Tuesday, July 27, 2010

Comment Moderation

I've been meditating lately on the topic of comment moderation, chiefly in regard to blogs (though obviously, not this one, as comments are disabled due to its nature), and chiefly, because the notion of comments seems to be of questionable value.

Originally, the value of providing site visitors with the ability to provide feedback was done with the intention of getting bug reports: a link is broken, the graphics don't load, and so on. Site visitors would help the site owner maintain the site, and would also provide some helpful suggestions along the way. I don't sense that's the value of comments anymore. Site owners are expected, and rightly so, to maintain their own content, and since the Web has settled down quite a bit, the problem of outbound links constantly breaking is no longer a major issue (and there are utilities that will automate the task of finding them).

It seems to me that the chief value of comments in social media is giving site visitors the opportunity to contribute to the conversation. A "good " comment suggests a revision to the content of the page that will ultimately improve the quality of a site, or suggests a point of view that the author may not have considered. I'm generally glad to get these comments, though there are still a handful of kooks and trolls in the woodwork who are either amusing themselves or trying to provoke an absurd reaction.

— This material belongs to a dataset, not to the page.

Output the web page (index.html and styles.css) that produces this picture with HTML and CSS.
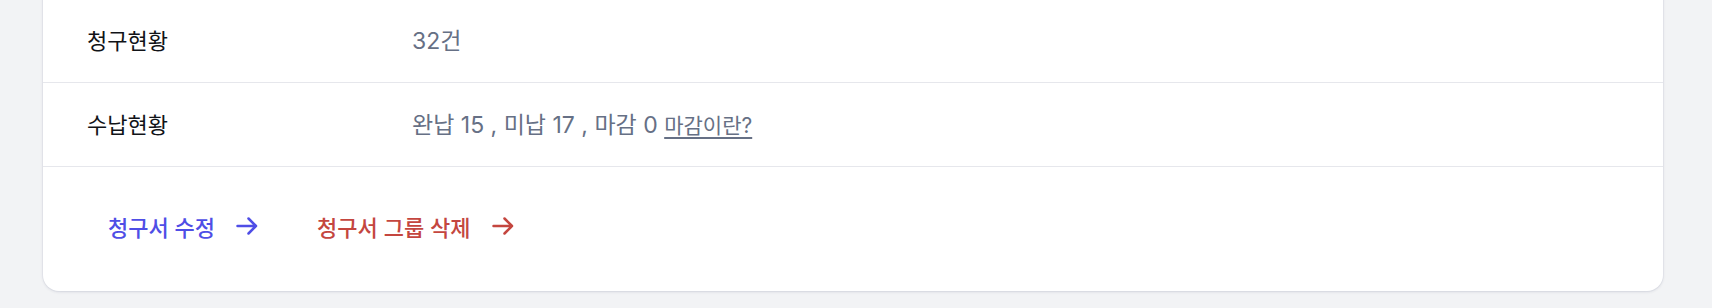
FILE: index.html
```html
<!DOCTYPE html>
<html lang="ko">
<head>
	<meta charset="UTF-8">
	<title>청구서 그룹</title>
	<link rel="stylesheet" href="styles.css">
</head>
<body>
	<div class="page">
		<div class="card">
			<div class="row">
				<div class="row-label">청구현황</div>
				<div class="row-value">32건</div>
			</div>
			<div class="row">
				<div class="row-label">수납현황</div>
				<div class="row-value">완납 15 , 미납 17 , 마감 0 <a href="javascript:;" class="help">마감이란?</a></div>
			</div>
			<div class="actions">
				<a href="javascript:;" class="act act-edit">청구서 수정
					<svg viewBox="0 0 22 22" width="22" height="22"><path d="M1.5 11h18.5M12.5 3.5L20 11l-7.5 7.5" fill="none" stroke="currentColor" stroke-width="2.5" stroke-linecap="round" stroke-linejoin="round"/></svg>
				</a>
				<a href="javascript:;" class="act act-del">청구서 그룹 삭제
					<svg viewBox="0 0 22 22" width="22" height="22"><path d="M1.5 11h18.5M12.5 3.5L20 11l-7.5 7.5" fill="none" stroke="currentColor" stroke-width="2.5" stroke-linecap="round" stroke-linejoin="round"/></svg>
				</a>
			</div>
		</div>
	</div>
</body>
</html>
```
FILE: styles.css
```css
*{
	margin: 0;
	padding: 0;
	box-sizing: border-box;
}
body{
	background: #f2f3f5;
	font-family: Inter, "Noto Sans CJK KR", sans-serif;
	overflow: hidden;
}
a{
	text-decoration: none;
}
.page{
	padding: 0 49px 17px 43px;
}
/*카드*/
.card{
	margin-top: -39px;
	padding-top: 38px;
	background: #fff;
	border-radius: 16px;
	box-shadow: 0 1px 3px rgba(30,40,80,0.12), 0 0 0 1px rgba(30,40,80,0.03);
}
.row{
	display: grid;
	grid-template-columns: 325px 1fr;
	align-items: center;
	height: 84px;
	padding: 0 44px 4px;
	border-bottom: 1px solid #e6e7ec;
}
.row-label{
	font-size: 22px;
	font-weight: 400;
	color: #111318;
}
.row-value{
	font-size: 23px;
	color: #667085;
}
.help{
	font-size: 21px;
	color: #667085;
	text-decoration: underline;
	text-underline-offset: 4px;
}
/*하단 버튼*/
.actions{
	display: flex;
	align-items: center;
	height: 124px;
	padding: 0 44px 6px;
	gap: 17px;
}
.act{
	display: flex;
	align-items: center;
	gap: 21px;
	padding: 8px 21px;
	font-size: 22px;
	font-weight: 500;
}
.act svg{
	display: block;
}
.act-edit{
	color: #4f4ee6;
}
.act-del{
	color: #c4463f;
}
```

Sadly, the reaction I get when I post such a remark to another site is generally less than grateful. It tends to be along the lines of "how dare you disagree" - or at best "gee, thanks" from someone who doesn't intend to consider what I've attempted to contribute. That could be in the nature of blogs, in which entries are dated and, once a person clicks "post," they feel that their job is over, and that the content will be preserved as written as a historical document, regardless of any errors or omissions. Which is probably the reason I seldom bother, anymore.

The majority of comments I see on blogs are flattery - which say "what a good post you've written," and add nothing at all to the topic. My sense is that people like to get praise as a reward for their work, and consider the praise of others to be a credential for their ideas, which is probably the reason that so many posts have a long queue of hollow praise in which any substantive comment is well buried.

When a company does this, it flows from the same spring, but my sense is that companies are more cautious than people, and people are more critical of companies. A corporate blog that contains only positive comments (and excludes any unflattering remark) seems untrustworthy and disingenuous. I don't think that it's any different when it comes to personal blogs, but we're more forgiving of vanity when it comes to individuals.

In blogs where comments are accepted, I've taken to rejecting comments that contain only hollow praise. There was a brief period of time when it seemed to me that people were posting positive remarks without even having read the blog entry, because they expected that I would be eager to publish praise of myself - and because most blog comments contain a link back to their sites, flattering others can be an effective form of self-promotion.

The problem is that, when you weed out all the spam, there doesn't seem to be very much at all left over. In my "convenience sample" of the comments I've received in the past week, 72% were either outright spam, or "good post" spam. Looking around at the other blogs I follow, including a number of topic-driven blogs, I have the sense that the proportion is much higher - though admittedly, these are only the "approved" comments, after the authors have decided to weed out comments they didn't feel merited posting (though if they consider hollow praise to be worthwhile, I'd have to question whether their judgment is worth considering).

It may be a while before I get around to coming to a firm conclusion on whether this practice is worthwhile - but for now, I'm lumping hollow praise in with the rest of the spam. I expect a few people may feel offended at being ignored, but if they have nothing of value to say, and are just looking to get a link to their site by flattering me, perhaps it's not high-value traffic anyway.

And so, my sense is that I have more thinking to do and more data to collect - and the topic of comment moderation is to be continued ... sometime.